Research a market before you commit
Bring your idea to a research specialist and ask them to size the market, map competitors, and lay out the risks. Push back on the analysis, ask for the evidence, and leave with a clear read of whether the opportunity is worth committing to — not just a yes or no.
Before you pour time into an idea, it helps to see the shape of the market — who is already there, how big it is, and what could go wrong. A research specialist lays that out so you can decide with your eyes open.
Step by step
- 1
Frame the question
Tell a research specialist what you are considering and who it is for. A sharper question gets a sharper read.
- 2
Ask for the landscape
Have them size the market, map the main competitors, and flag the obvious risks — with the reasoning shown, not just a verdict.
- 3
Pressure-test it
Push back.

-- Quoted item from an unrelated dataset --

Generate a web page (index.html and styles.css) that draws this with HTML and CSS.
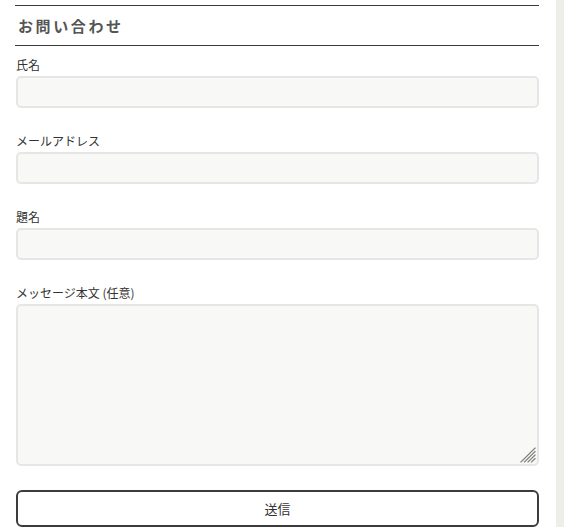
FILE: index.html
```html
<!DOCTYPE html>
<html lang="ja">
<head>
<meta charset="utf-8">
<link rel="stylesheet" href="styles.css">
</head>
<body>
<div class="page">
  <main class="main">
    <h2 class="title">お問い合わせ</h2>
    <form class="form">
      <label class="field">
        <span class="label">氏名</span>
        <input class="input" type="text">
      </label>
      <label class="field">
        <span class="label">メールアドレス</span>
        <input class="input" type="email">
      </label>
      <label class="field">
        <span class="label">題名</span>
        <input class="input" type="text">
      </label>
      <label class="field">
        <span class="label">メッセージ本文 (任意)</span>
        <span class="area-wrap">
          <textarea class="textarea"></textarea>
          <svg class="grip" width="16" height="16" viewBox="0 0 16 16" aria-hidden="true">
            <g stroke="#7a7a7a" stroke-width="1.2" stroke-linecap="square">
              <line x1="15" y1="1" x2="1" y2="15"/>
              <line x1="15" y1="4.5" x2="4.5" y2="15"/>
              <line x1="15" y1="8" x2="8" y2="15"/>
              <line x1="15" y1="11.5" x2="11.5" y2="15"/>
            </g>
          </svg>
        </span>
      </label>
      <button class="submit" type="button">送信</button>
    </form>
  </main>
  <aside class="side"></aside>
</div>
</body>
</html>
```

FILE: styles.css
```css
html, body {
  margin: 0;
  padding: 0;
  background: #ffffff;
}
body {
  font-family: "Noto Sans CJK JP", "Noto Sans", sans-serif;
  color: #333333;
}
.page {
  display: flex;
  min-height: 527px;
}
.main {
  flex: 1;
  padding: 5px 17px 0 15px;
}
.side {
  width: 8px;
  background: #eeede8;
}
.title {
  margin: 0;
  border-top: 1px solid #3a3a3a;
  border-bottom: 1px solid #3a3a3a;
  height: 39px;
  line-height: 39px;
  font-size: 15px;
  font-weight: bold;
  letter-spacing: 2.6px;
  color: #555555;
  padding-left: 3px;
}
.form {
  display: flex;
  flex-direction: column;
  padding-left: 1px;
  padding-top: 10px;
}
.field {
  display: flex;
  flex-direction: column;
  margin-bottom: 24px;
}
.label {
  font-size: 12px;
  line-height: 18px;
  margin-bottom: 2px;
  color: #333333;
}
.input, .textarea {
  box-sizing: border-box;
  width: 100%;
  height: 32px;
  border: 2px solid #e6e6e4;
  border-radius: 5px;
  background: #f8f8f6;
  margin: 0;
  font: inherit;
  outline: none;
}
.area-wrap {
  position: relative;
  display: block;
}
.textarea {
  height: 162px;
  display: block;
  resize: none;
}
.grip {
  position: absolute;
  right: 3px;
  bottom: 3px;
}
.submit {
  box-sizing: border-box;
  height: 37px;
  width: 100%;
  border: 2px solid #3c3c3c;
  border-radius: 6px;
  background: #ffffff;
  font-family: "Noto Sans CJK JP", sans-serif;
  font-size: 13px;
  color: #333333;
  margin: 0;
}
```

Ask for the evidence behind a claim, or the strongest case against your idea, so you are not just hearing what you want.
- 4
Decide with your eyes open
Leave with a clear read of the opportunity and its risks. The call is yours; the analysis is there to inform it.
Evidence first, opinion labelled
Good research shows its work. Ask for the reasoning behind a number so you can weigh it, rather than taking a confident-sounding answer on faith.
Key terms
- Market size.
- A rough read of how many people or businesses could plausibly buy what you are considering.
- Competitor map.
- Who already serves this market and where the gaps are.
- Analysis, not advice.
- The research desk lays out evidence and trade-offs; the decision — and the risk — stays yours.
FAQ
Is this financial or investment advice?
No. It is general analysis and education to inform your own decision — the choice and the risk remain yours.
Can I see the reasoning behind a claim?
Yes — ask the specialist for the evidence or the case against, and they will lay out the reasoning, not just a verdict.